Entries with page source code:
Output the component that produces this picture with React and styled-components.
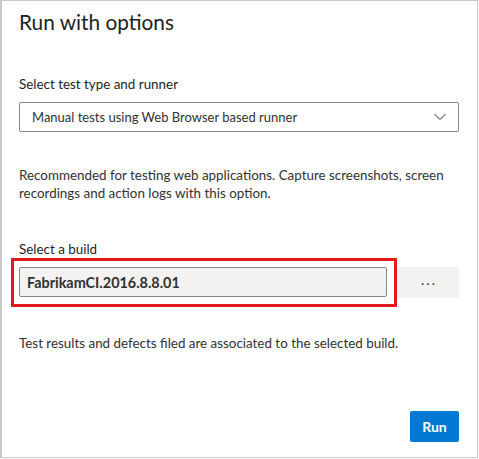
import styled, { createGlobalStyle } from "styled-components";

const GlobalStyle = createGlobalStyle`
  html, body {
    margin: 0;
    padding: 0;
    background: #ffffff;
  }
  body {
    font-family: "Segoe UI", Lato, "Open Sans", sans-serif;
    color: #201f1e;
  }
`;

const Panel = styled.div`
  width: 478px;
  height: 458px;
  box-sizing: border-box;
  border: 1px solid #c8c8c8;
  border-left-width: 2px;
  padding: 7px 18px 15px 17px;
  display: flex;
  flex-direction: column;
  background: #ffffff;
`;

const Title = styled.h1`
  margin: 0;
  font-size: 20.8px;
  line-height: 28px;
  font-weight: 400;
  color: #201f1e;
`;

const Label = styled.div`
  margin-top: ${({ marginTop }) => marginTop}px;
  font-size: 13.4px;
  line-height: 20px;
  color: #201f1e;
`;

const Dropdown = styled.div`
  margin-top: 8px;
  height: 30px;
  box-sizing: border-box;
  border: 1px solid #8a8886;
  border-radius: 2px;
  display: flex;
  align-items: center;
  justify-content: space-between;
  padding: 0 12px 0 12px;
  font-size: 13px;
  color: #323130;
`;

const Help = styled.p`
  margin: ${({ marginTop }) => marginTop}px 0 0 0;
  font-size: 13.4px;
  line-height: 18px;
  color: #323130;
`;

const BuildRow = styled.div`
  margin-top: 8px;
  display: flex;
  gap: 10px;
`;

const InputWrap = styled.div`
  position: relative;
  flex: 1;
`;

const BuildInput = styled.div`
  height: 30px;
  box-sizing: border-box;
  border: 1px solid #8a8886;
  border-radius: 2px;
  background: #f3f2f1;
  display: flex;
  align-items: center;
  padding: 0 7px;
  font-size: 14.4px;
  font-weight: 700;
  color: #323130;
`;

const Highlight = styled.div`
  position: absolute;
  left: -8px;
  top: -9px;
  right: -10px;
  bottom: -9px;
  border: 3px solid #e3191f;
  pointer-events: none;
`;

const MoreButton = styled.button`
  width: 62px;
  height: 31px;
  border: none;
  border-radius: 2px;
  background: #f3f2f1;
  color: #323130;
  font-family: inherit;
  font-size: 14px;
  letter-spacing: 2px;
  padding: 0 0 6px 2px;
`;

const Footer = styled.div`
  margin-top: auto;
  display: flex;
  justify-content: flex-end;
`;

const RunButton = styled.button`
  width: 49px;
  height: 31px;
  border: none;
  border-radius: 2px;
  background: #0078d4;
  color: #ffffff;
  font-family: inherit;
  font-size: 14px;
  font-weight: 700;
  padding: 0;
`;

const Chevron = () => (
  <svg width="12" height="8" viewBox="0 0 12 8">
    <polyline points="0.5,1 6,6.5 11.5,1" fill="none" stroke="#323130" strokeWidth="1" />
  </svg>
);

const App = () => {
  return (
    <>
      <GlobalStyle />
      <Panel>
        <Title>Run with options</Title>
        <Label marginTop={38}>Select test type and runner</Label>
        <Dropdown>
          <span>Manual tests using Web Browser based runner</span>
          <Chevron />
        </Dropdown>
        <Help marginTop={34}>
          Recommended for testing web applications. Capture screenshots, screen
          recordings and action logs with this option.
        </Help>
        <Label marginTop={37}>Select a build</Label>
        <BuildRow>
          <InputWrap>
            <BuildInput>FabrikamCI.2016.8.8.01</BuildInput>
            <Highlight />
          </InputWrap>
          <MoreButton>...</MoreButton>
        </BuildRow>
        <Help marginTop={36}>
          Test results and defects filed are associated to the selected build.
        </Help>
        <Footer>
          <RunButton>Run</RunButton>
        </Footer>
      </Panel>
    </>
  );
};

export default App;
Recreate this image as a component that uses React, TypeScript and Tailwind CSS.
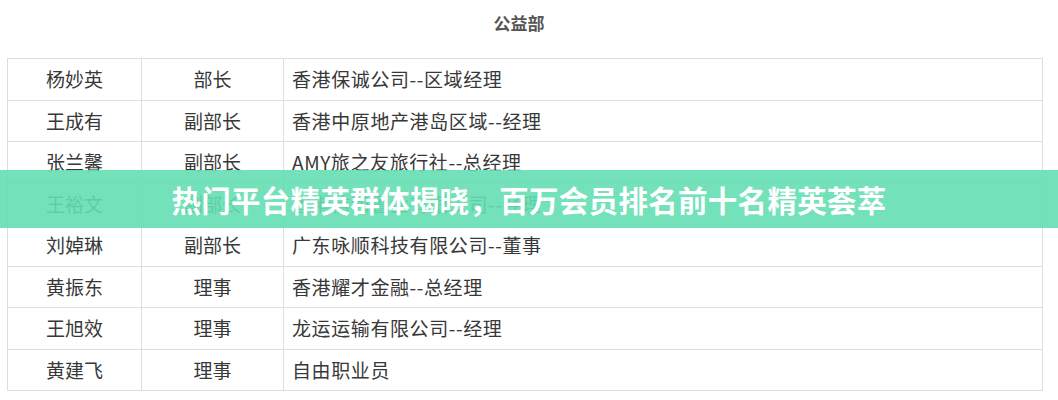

• **EXERCISE DETAILS**: Select and copy every line of the listing with the word "that".

• **COMPLETED TASK**:
Output the component that produces this picture with React and styled-components.
Recreate this image as a component that uses React, TypeScript and Tailwind CSS.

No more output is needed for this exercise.